From IT project to data product

Data integration projects often prioritize technology over results. When irrigating a field, the value lies not in the pipes but in the crops. So, too, should moving data be less about the technological “plumbing” and more about the scientific use cases that emerge. The better approach is to focus on the data product. By including scientific stakeholders early on in the planning phase as well as in the execution, product owners will be more in tune with desired outcomes. Plus, they can unlock new scientific use cases by focusing on scientific data instead of IT technology.

From file management as an end state to an onramp to analytics, ML, and AI

Scientific data management does not have to be an end state for your data anymore. Instead of focusing on how to consolidate all of your data, the emphasis should be on what you want to achieve with it. How will the data be used today? What other insights might you need tomorrow? Scientific data management is a starting point, with a scientific data and AI cloud serving as the foundation and onramp to analytics and AI.

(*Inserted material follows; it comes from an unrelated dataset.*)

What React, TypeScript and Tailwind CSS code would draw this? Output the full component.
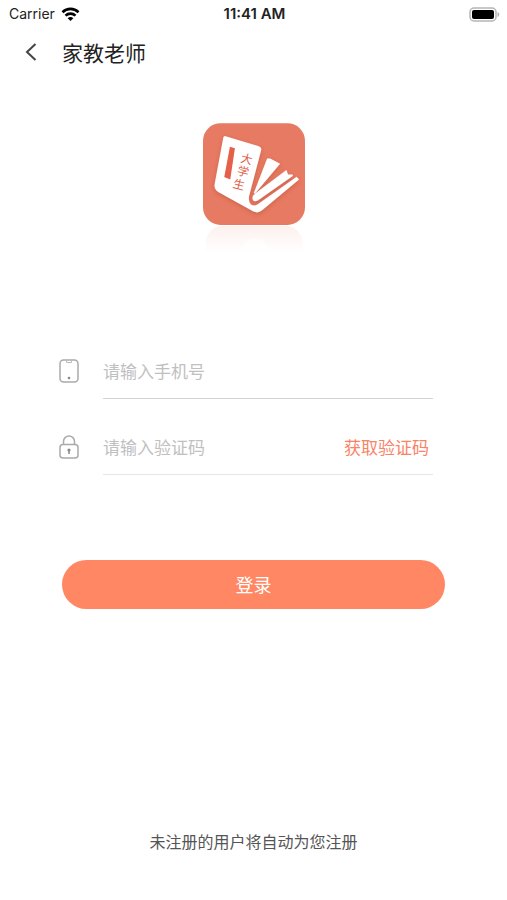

Traditional scientific data management endpoints only answer the question “what happened?” and do not unlock the step changes made possible through ML and AI.

TetraScience prepares data for consumption

The Tetra Scientific Data and AI Cloud™ provides you with a data foundation for your analytics and AI while fulfilling your immediate connectivity needs. We provide core software to cover layers 1 and 2 (see below) right out of the box. These layers serve as the foundation for analytics tools, including those found in the Tetra Data and AI Workspace like FlowJo.

Scientific data journey from raw data to AI

Conclusion

Under this new paradigm, the future is bright for scientific data management. Data will no longer be relegated to stagnant storage endpoints. It will be transformed into insights that propel innovation through advanced analytics and AI.